What to work on: Gather all lines in the entries below that include the word "this".

───── Data to process

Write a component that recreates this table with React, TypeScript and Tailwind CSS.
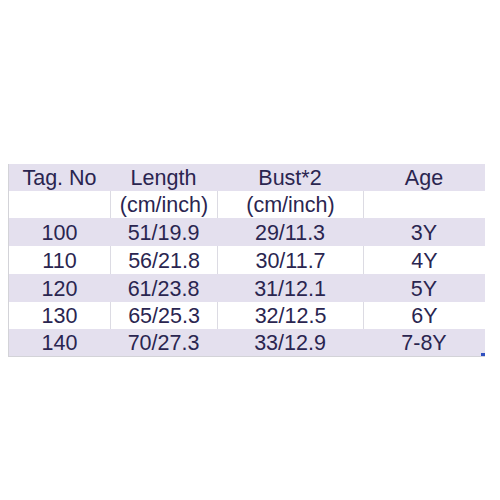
const rows = [
  { h: "h-[28px]", tag: "100", len: "51/19.9", bust: "29/11.3", age: "3Y", shade: true },
  { h: "h-[28px]", tag: "110", len: "56/21.8", bust: "30/11.7", age: "4Y", shade: false },
  { h: "h-[28px]", tag: "120", len: "61/23.8", bust: "31/12.1", age: "5Y", shade: true },
  { h: "h-[27px]", tag: "130", len: "65/25.3", bust: "32/12.5", age: "6Y", shade: false },
  { h: "h-[27px]", tag: "140", len: "70/27.3", bust: "33/12.9", age: "7-8Y", shade: true },
];

const cols = ["w-[101px]", "w-[107px]", "w-[146px]", "w-[122px]"];

function Row({ cells, h, shade }: { cells: string[]; h: string; shade: boolean }) {
  return (
    <div className={`flex ${h} ${shade ? "bg-[#e4e0ee]" : "bg-white"}`}>
      {cells.map((c, i) => (
        <div
          key={i}
          className={`${cols[i]} flex items-center justify-center pt-[3px] ${
            !shade && i > 0 ? "border-l border-[#dcdbe3]" : ""
          }`}
        >
          {c}
        </div>
      ))}
    </div>
  );
}

export default function App() {
  return (
    <div className="w-[500px] h-[500px] bg-white pt-[164px] pl-[8px]">
      <div
        className="relative w-[477px] border-l border-b border-[#d3d3d8] text-[21.5px] leading-none text-[#2a2550]"
        style={{ fontFamily: '"Liberation Sans", Arial, sans-serif' }}
      >
        <Row cells={["Tag. No", "Length", "Bust*2", "Age"]} h="h-[27px]" shade={true} />
        <Row cells={["", "(cm/inch)", "(cm/inch)", ""]} h="h-[27px]" shade={false} />
        {rows.map((r) => (
          <Row key={r.tag} cells={[r.tag, r.len, r.bust, r.age]} h={r.h} shade={r.shade} />
        ))}
        <div className="absolute right-0 bottom-0 w-[4px] h-[3px] bg-[#3050c0]" />
      </div>
    </div>
  );
}
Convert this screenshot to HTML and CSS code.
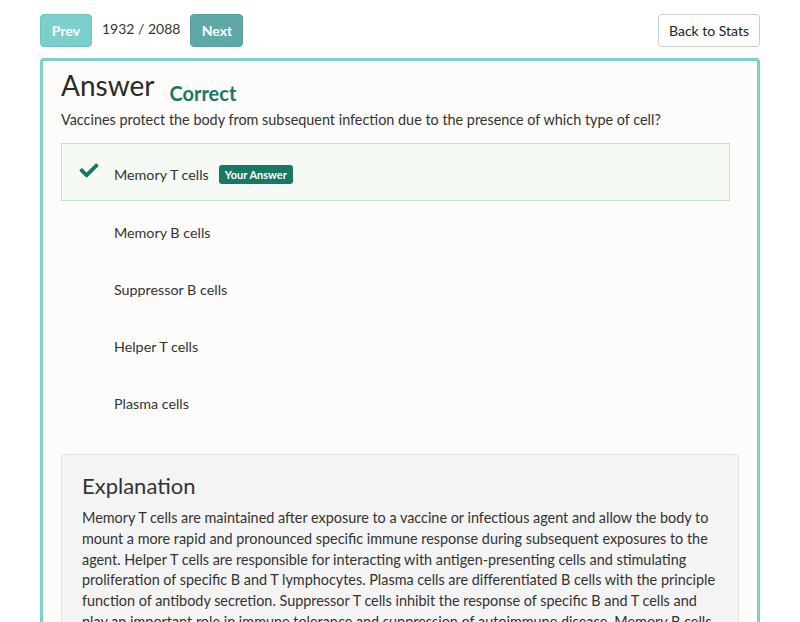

──────────

The completed task:
Write a component that recreates this table with React, TypeScript and Tailwind CSS.
Convert this screenshot to HTML and CSS code.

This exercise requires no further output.